Shubham Singh Kshatriya

Array.prototype.concat() and the spread operator are commonly used for the same purpose. However, there are a few differences between these two which we will discuss in this shot. But first, let’s recall what these methods are.

Array.prototype.concat()

Array.prototype.concat() is used to merge two or more arrays. This method does not mutate the original array, but instead returns a new array populated with elements of all the arrays that were merged.

array 3 = array1.concat(array2);

Spread operator

The spread operator is denoted by three dots (...). It unpacks elements of iterable objects such as arrays, sets, etc., and maps them into a list. We can use this operator to merge many iterable objects into one.

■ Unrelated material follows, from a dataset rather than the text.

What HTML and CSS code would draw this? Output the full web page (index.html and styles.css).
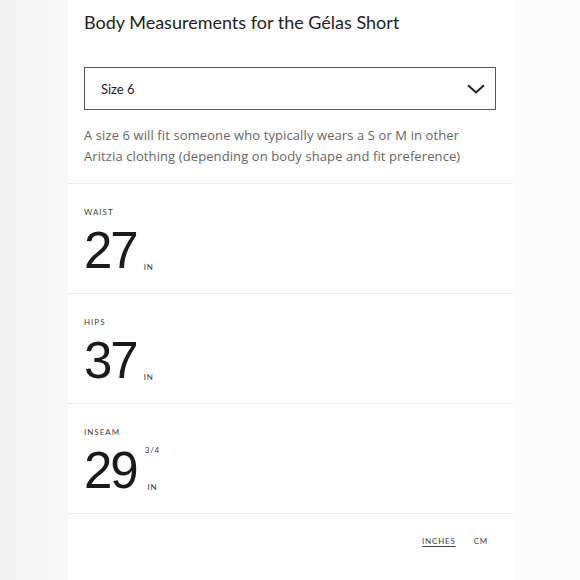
FILE: index.html
```html
<!DOCTYPE html>
<html lang="en">
<head>
<meta charset="utf-8">
<title>Body Measurements</title>
<link rel="stylesheet" href="styles.css">
</head>
<body>
<div class="page">
  <div class="panel">
    <section class="header">
      <h1 class="title">Body Measurements for the Gélas Short</h1>
      <div class="select">
        <span class="select-value">Size 6</span>
        <svg class="chevron" width="18" height="10" viewBox="0 0 18 10"><path d="M1 1.2 L9 8.5 L17 1.2" fill="none" stroke="#222" stroke-width="2"/></svg>
      </div>
      <p class="desc">A size 6 will fit someone who typically wears a S or M in other Aritzia clothing (depending on body shape and fit preference)</p>
    </section>
    <section class="measure">
      <div class="label">WAIST</div>
      <div class="value-row">
        <span class="num">27</span>
        <span class="unit-col"><span class="unit">IN</span></span>
      </div>
    </section>
    <section class="measure">
      <div class="label">HIPS</div>
      <div class="value-row">
        <span class="num">37</span>
        <span class="unit-col"><span class="unit">IN</span></span>
      </div>
    </section>
    <section class="measure">
      <div class="label">INSEAM</div>
      <div class="value-row">
        <span class="num">29</span>
        <span class="unit-col frac-col"><span class="frac">3/4</span><span class="unit">IN</span></span>
      </div>
    </section>
    <footer class="footer">
      <span class="toggle active">INCHES</span>
      <span class="toggle">CM</span>
    </footer>
  </div>
</div>
</body>
</html>
```

FILE: styles.css
```css
html, body {
  margin: 0;
  padding: 0;
}
body {
  width: 580px;
  height: 580px;
  overflow: hidden;
  background: linear-gradient(90deg, #f3f3f3 0%, #f8f8f8 10%, #fafafa 20%, #fbfbfb 80%, #fcfcfc 100%);
  font-family: "Lato", "Liberation Sans", sans-serif;
  color: #222;
}
.page {
  padding-left: 68px;
}
.panel {
  width: 445px;
  height: 580px;
  background: #fff;
}
.header {
  padding: 11px 17px 0 16px;
  height: 172px;
  border-bottom: 1px solid #ebebeb;
}
.title {
  margin: 0;
  font-size: 18px;
  font-weight: 400;
  line-height: 22px;
  color: #222;
}
.select {
  margin-top: 34px;
  height: 41px;
  border: 1.5px solid #555;
  display: flex;
  align-items: center;
  justify-content: space-between;
  padding: 0 10px 0 16px;
}
.select-value {
  font-size: 13px;
  color: #222;
}
.chevron {
  display: block;
}
.desc {
  margin: 15px 0 0;
  font-family: "Open Sans", "Lato", sans-serif;
  font-size: 13px;
  line-height: 21px;
  letter-spacing: 0.1px;
  color: #666;
}
.measure {
  height: 109px;
  border-bottom: 1px solid #ebebeb;
  padding: 0 16px;
}
.label {
  padding-top: 23px;
  font-size: 8px;
  line-height: 10px;
  letter-spacing: 1px;
  color: #444;
}
.value-row {
  display: flex;
  align-items: stretch;
  margin-top: 8px;
}
.num {
  font-family: "Liberation Sans", sans-serif;
  font-size: 51px;
  line-height: 52px;
  color: #1a1a1a;
  letter-spacing: -2px;
}
.unit-col {
  display: flex;
  flex-direction: column;
  justify-content: flex-end;
  align-items: center;
  margin-left: 7px;
  padding-bottom: 5px;
}
.frac-col {
  justify-content: space-between;
  margin-left: 8px;
}
.frac, .unit {
  font-size: 8px;
  line-height: 10px;
  letter-spacing: 0.8px;
  color: #333;
}
.footer {
  display: flex;
  justify-content: flex-end;
  gap: 18px;
  padding: 22px 25px 0 0;
}
.toggle {
  font-size: 8px;
  line-height: 10px;
  letter-spacing: 0.8px;
  color: #444;
}
.toggle.active {
  text-decoration: underline;
  text-underline-offset: 2px;
}
```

array3 = [...array1, ...array2];

Differences

  1. concat() and ... act very different when the argument is not an array. If the argument is not an array, concat() will add it as a whole, while ... tries to iterate it and fails if it can’t.
a = [1, 2, 3, 4]
b = 'edpresso';

console.log(a.concat(b)) // [1, 2, 3, 4, 'edpresso']
console.log([...a, ...b]) 
// [1, 2, 3, 4, 'e', 'd', 'p', 'r', 'e', 's', 's', 'o']
a = [1, 2, 3, 4]
b = 100;

console.log(a.concat(b)) // [1, 2, 3, 4, 100]
console.log([...a, ...b]) // TypeError: b is not iterable
  1. concat() is used to add the elements at the end of the array, while ... is used to add elements anywhere in the array.
a = [1, 2, 3, 4]
b = [5, 6, 7, 8]

console.log(a.concat(b)) // [1, 2, 3, 4, 5, 6, 7, 8]
console.log([...b, ...a]) // [5, 6, 7, 8, 1, 2, 3, 4]
  1. concat() will take the value from the generator as it is and will append to the array, while ... will iterate over it and add each element independently.
function* generate() { 
  yield 'edpresso';
}

console.log([.concat(generate())) // ['edpresso']
console.log([...generate()]) // ['e', 'd', 'p', 'r', 'e', 's', 's', 'o']
  1. The concat() method is more efficient and fast when the array size is large. ... is more efficient when the array size is small. Using ... for large array size will give error of Maximum call stack size exceeded, which can be avoided by using the concat() method.